Unveiling the effects of Ti microalloying and thermomechanical processing on recrystallization behavior and mechanical properties of type 316 stainless steel

Abstract

For the titanium-stabilized austenitic stainless steels, the interaction of precipitation due to the addition of Ti and the recrystallization process is an important aspect of grain refinement, which needs more systematic investigations. Accordingly, in the present work, the effects of Ti microalloying and thermomechanical processing on the recrystallization behavior and mechanical properties of type 316 stainless steel were investigated. It was revealed that the strain-induced α′-martensitic transformation in these metastable alloys is sensitive to the presence of Ti and C in solid solution or their presence as TiC carbides in the aged condition, as well as the temperature of rolling and reduction in thickness. During annealing, the reversion of deformation-induced α′-martensite to austenite and primary recrystallization resulted in the formation of fine-grained equiaxed microstructures, where the precipitation of TiC and sigma-phase was found to be important in the retardation of recrystallization and grain growth (by Zener pinning mechanism) as well as refining the grain size.
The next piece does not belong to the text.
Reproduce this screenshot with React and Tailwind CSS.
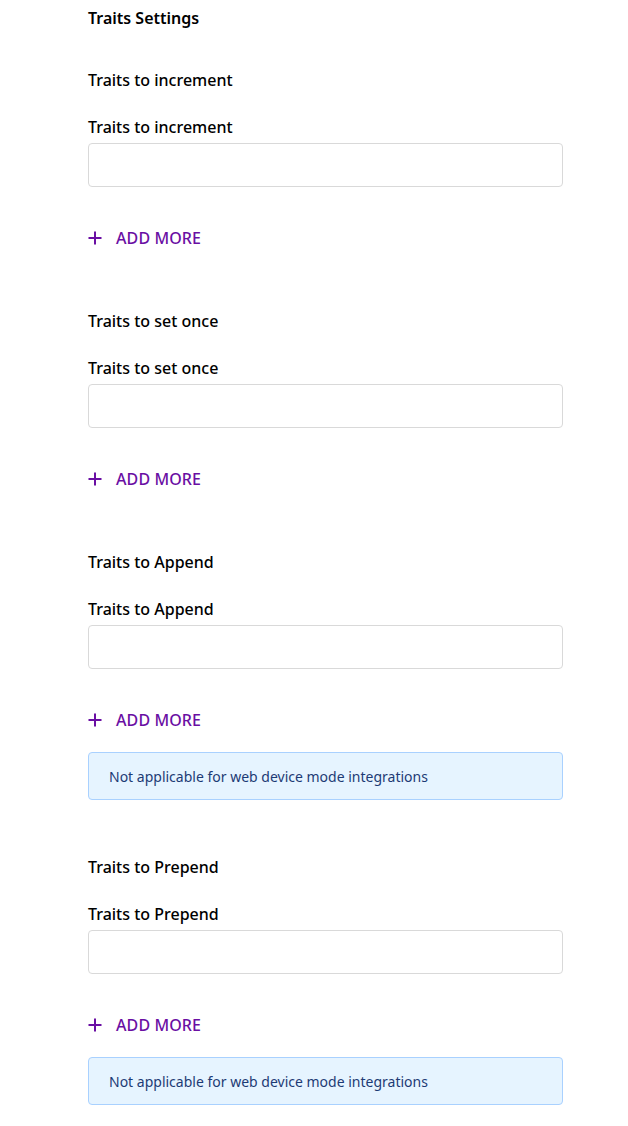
import React from 'react';

const PlusIcon = () => (
  <svg width="14" height="14" viewBox="0 0 14 14" fill="none">
    <path d="M7 0.5v13M0.5 7h13" stroke="currentColor" strokeWidth="2" />
  </svg>
);

const TraitSection = ({ title, note }) => (
  <div className={`flex flex-col ${note ? 'pb-[56px]' : 'pb-[60px]'}`}>
    <div className="text-[16px] font-medium leading-[22px] text-black">{title}</div>
    <label className="mt-[25px] text-[16px] font-medium leading-[22px] text-black">{title}</label>
    <input
      type="text"
      className="mt-[5px] h-[44px] w-full rounded-[4px] border border-[#d9d9d9] bg-white outline-none"
    />
    <button className="mt-[39px] flex h-[24px] items-center gap-[14px] text-[#6a0fa3]">
      <PlusIcon />
      <span className="text-[16px] font-medium tracking-[0.1px]">ADD MORE</span>
    </button>
    {note && (
      <div className="mt-[20px] flex h-[48px] items-center rounded-[4px] border border-[#a9d1ff] bg-[#e6f4ff] px-[20px] text-[14px] text-[#1d3b75]">
        {note}
      </div>
    )}
  </div>
);

export default function App() {
  const note = 'Not applicable for web device mode integrations';
  return (
    <div className="min-h-screen bg-white font-['Noto_Sans',sans-serif]">
      <div className="ml-[88px] w-[475px] pt-[7px]">
        <div className="text-[16px] font-semibold leading-[22px] text-black">Traits Settings</div>
        <div className="mt-[40px] flex flex-col">
          <TraitSection title="Traits to increment" />
          <TraitSection title="Traits to set once" />
          <TraitSection title="Traits to Append" note={note} />
          <TraitSection title="Traits to Prepend" note={note} />
        </div>
      </div>
    </div>
  );
}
Annealing the cold rolled 316Ti stainless steel at 800 °C led to a fine grain size of ∼2.5 μm with the precipitation of sigma-phase; while annealing at 900 °C resulted in a coarser grain size of 4 μm but without the presence of the unfavorable sigma-phase. The yield stress of 476 MPa, ultimate tensile strength of 805 MPa, and total elongation of 68 % were obtained for the latter, revealing the merits of Ti addition and thermomechanical processing for the improvement of mechanical properties.